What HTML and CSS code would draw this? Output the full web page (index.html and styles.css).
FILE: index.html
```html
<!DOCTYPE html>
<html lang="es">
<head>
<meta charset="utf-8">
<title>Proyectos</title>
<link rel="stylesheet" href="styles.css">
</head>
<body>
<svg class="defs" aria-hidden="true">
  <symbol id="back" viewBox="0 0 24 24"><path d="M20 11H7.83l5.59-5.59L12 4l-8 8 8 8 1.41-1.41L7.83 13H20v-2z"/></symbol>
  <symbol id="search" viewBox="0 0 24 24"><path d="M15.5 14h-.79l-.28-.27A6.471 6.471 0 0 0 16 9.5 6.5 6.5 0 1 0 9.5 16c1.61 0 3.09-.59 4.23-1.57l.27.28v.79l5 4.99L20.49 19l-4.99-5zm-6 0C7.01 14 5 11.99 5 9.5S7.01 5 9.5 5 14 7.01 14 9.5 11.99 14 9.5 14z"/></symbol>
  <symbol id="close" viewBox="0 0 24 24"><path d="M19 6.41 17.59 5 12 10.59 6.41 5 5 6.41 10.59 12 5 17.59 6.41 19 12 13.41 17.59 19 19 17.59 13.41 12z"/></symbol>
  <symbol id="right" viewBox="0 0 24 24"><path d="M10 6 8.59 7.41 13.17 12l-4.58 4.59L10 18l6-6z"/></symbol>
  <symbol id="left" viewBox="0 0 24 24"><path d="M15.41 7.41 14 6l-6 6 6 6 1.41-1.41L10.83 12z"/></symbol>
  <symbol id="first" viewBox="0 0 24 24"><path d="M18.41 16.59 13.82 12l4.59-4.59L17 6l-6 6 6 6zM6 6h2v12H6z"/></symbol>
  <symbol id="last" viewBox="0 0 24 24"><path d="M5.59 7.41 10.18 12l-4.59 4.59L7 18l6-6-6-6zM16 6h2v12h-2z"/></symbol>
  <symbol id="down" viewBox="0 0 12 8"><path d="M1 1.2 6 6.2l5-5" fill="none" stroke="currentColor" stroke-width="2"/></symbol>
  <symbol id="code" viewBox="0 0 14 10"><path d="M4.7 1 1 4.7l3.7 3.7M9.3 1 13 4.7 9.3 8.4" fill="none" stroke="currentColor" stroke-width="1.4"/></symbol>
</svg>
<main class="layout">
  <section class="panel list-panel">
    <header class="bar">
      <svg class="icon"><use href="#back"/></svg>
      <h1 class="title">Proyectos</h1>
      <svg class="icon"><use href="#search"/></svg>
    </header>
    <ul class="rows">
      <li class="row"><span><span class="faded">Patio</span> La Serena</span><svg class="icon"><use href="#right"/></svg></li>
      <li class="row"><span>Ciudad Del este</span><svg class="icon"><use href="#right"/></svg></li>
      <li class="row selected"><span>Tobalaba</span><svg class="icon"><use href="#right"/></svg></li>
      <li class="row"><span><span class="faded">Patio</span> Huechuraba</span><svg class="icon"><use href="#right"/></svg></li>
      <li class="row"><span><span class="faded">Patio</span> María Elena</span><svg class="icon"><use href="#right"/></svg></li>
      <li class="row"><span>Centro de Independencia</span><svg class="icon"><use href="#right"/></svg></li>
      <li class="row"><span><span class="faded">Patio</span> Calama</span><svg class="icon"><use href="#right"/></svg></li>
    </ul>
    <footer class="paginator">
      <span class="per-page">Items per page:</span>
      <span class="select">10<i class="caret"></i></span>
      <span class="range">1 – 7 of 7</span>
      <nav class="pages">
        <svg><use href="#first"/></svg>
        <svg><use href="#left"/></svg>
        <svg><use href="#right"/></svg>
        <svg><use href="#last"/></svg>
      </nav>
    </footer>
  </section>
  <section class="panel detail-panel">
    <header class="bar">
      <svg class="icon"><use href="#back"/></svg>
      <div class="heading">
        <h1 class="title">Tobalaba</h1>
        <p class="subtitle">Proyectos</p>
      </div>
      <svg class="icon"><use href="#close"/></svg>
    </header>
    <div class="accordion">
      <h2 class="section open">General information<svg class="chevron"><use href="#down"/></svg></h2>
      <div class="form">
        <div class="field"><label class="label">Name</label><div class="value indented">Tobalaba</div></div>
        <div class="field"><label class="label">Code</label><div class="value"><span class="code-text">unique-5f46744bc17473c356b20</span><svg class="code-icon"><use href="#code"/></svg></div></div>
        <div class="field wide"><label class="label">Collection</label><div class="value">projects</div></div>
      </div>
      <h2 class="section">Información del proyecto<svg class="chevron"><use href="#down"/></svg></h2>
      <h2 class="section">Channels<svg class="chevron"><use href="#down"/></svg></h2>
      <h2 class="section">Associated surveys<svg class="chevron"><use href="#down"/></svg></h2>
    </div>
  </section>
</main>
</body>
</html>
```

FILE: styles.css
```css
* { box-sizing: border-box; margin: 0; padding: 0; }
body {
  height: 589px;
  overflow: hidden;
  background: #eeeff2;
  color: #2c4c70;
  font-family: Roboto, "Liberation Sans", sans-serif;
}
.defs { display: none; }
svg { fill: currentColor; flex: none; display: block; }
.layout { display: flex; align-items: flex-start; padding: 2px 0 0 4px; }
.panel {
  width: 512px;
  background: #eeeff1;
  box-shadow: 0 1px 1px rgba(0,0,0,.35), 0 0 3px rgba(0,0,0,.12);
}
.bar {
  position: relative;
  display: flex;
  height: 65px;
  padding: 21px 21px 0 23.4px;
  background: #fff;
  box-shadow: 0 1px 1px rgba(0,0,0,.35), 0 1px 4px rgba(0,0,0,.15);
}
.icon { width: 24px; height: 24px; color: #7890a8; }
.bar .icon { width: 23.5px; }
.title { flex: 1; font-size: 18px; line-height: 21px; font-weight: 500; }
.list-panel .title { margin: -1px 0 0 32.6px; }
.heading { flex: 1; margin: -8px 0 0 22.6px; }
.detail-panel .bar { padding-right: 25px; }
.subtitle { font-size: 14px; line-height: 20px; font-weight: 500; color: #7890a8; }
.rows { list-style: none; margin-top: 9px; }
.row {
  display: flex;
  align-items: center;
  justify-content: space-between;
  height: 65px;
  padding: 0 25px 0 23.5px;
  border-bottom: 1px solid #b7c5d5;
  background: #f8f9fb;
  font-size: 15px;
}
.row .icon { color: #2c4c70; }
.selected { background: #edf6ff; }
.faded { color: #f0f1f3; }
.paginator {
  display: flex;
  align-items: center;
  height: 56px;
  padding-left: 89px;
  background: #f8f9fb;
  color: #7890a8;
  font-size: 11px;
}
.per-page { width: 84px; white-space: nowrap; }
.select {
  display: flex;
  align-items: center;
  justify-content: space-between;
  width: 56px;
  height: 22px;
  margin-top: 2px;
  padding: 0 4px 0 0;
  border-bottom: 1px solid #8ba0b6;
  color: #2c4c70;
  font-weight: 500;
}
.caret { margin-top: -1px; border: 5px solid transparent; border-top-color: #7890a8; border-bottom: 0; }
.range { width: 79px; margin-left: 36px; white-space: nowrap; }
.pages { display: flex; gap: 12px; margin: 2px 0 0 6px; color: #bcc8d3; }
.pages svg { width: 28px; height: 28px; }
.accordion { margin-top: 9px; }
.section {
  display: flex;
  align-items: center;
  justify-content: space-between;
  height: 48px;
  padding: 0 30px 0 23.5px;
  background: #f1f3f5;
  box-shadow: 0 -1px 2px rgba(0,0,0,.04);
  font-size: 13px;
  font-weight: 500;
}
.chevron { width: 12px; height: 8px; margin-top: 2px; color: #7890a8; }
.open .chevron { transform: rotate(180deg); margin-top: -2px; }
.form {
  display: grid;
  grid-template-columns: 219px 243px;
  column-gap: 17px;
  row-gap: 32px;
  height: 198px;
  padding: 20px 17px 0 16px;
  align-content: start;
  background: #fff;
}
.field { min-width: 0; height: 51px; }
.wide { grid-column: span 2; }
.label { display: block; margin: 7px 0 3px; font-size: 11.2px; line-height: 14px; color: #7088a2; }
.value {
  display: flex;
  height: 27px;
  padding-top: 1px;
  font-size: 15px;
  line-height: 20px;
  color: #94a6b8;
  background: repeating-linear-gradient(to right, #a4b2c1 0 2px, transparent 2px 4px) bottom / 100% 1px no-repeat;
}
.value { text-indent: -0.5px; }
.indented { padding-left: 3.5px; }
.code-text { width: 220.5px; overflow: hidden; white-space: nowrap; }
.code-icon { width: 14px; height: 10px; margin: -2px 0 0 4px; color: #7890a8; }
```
==
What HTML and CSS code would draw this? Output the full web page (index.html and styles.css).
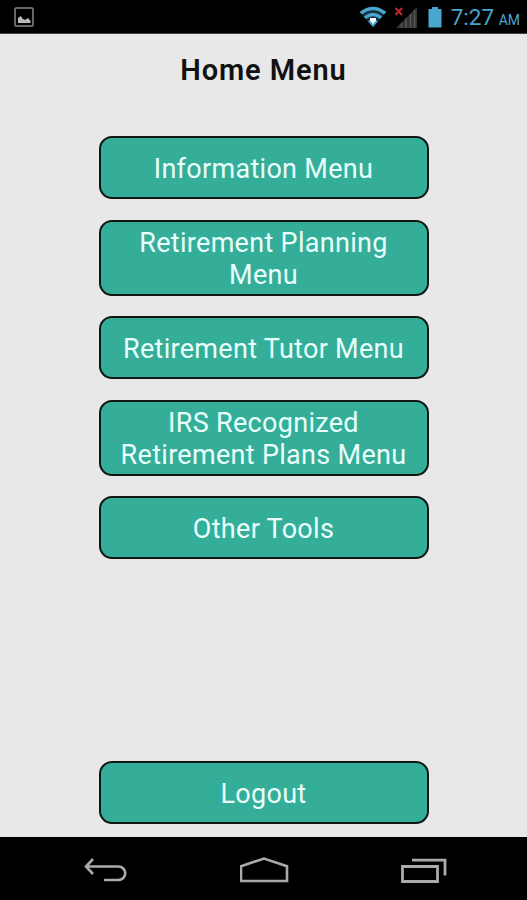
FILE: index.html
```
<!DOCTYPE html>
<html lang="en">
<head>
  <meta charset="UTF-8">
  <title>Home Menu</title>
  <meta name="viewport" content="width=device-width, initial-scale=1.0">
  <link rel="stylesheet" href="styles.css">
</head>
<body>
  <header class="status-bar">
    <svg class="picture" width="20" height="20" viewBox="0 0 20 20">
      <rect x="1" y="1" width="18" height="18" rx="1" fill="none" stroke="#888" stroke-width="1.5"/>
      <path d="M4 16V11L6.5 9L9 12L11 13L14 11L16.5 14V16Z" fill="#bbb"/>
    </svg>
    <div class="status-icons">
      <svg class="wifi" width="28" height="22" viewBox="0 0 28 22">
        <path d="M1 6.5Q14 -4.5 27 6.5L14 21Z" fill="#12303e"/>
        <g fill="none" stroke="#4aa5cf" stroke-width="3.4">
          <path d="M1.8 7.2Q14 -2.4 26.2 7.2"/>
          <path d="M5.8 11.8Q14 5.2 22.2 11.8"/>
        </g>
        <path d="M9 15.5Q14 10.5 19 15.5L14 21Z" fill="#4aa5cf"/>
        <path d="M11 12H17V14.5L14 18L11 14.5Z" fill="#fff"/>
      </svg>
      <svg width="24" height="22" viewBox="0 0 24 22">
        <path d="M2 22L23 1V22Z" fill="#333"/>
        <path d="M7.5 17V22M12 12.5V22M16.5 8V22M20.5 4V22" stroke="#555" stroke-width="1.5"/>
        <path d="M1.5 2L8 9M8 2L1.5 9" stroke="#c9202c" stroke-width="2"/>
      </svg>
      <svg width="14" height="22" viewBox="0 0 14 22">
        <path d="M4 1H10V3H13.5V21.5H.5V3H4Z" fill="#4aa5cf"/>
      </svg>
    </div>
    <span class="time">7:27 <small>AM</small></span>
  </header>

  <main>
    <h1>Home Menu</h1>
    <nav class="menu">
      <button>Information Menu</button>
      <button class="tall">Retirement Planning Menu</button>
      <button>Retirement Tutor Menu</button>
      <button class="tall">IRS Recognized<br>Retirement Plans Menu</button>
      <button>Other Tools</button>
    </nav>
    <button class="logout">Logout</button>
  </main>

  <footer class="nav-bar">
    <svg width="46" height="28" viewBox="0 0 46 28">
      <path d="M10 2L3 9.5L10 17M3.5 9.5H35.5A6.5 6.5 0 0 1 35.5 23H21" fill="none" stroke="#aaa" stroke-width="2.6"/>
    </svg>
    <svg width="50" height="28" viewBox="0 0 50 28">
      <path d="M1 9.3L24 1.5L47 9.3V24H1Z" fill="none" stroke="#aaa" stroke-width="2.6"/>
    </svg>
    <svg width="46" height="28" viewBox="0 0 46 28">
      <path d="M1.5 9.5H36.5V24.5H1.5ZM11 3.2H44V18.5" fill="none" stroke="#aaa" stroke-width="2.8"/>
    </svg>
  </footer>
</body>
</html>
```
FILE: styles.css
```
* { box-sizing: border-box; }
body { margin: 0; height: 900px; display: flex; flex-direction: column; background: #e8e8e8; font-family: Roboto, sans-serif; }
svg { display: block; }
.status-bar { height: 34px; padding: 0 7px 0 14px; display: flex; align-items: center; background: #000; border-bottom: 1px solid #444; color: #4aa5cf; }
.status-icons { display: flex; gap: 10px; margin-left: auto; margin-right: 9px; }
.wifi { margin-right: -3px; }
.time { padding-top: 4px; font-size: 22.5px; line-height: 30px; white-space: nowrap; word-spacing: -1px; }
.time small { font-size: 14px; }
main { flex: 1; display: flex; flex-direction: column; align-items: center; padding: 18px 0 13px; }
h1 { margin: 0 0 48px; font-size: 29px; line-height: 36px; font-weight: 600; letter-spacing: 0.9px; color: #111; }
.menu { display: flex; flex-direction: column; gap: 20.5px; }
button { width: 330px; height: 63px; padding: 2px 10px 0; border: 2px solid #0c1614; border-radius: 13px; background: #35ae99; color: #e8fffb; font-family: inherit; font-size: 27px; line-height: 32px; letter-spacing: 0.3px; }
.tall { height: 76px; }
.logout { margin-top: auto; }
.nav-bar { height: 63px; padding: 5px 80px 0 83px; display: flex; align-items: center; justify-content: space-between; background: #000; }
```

Problem statement.
Provide only the count of lines in the data above that include the string "code".

Task response.
6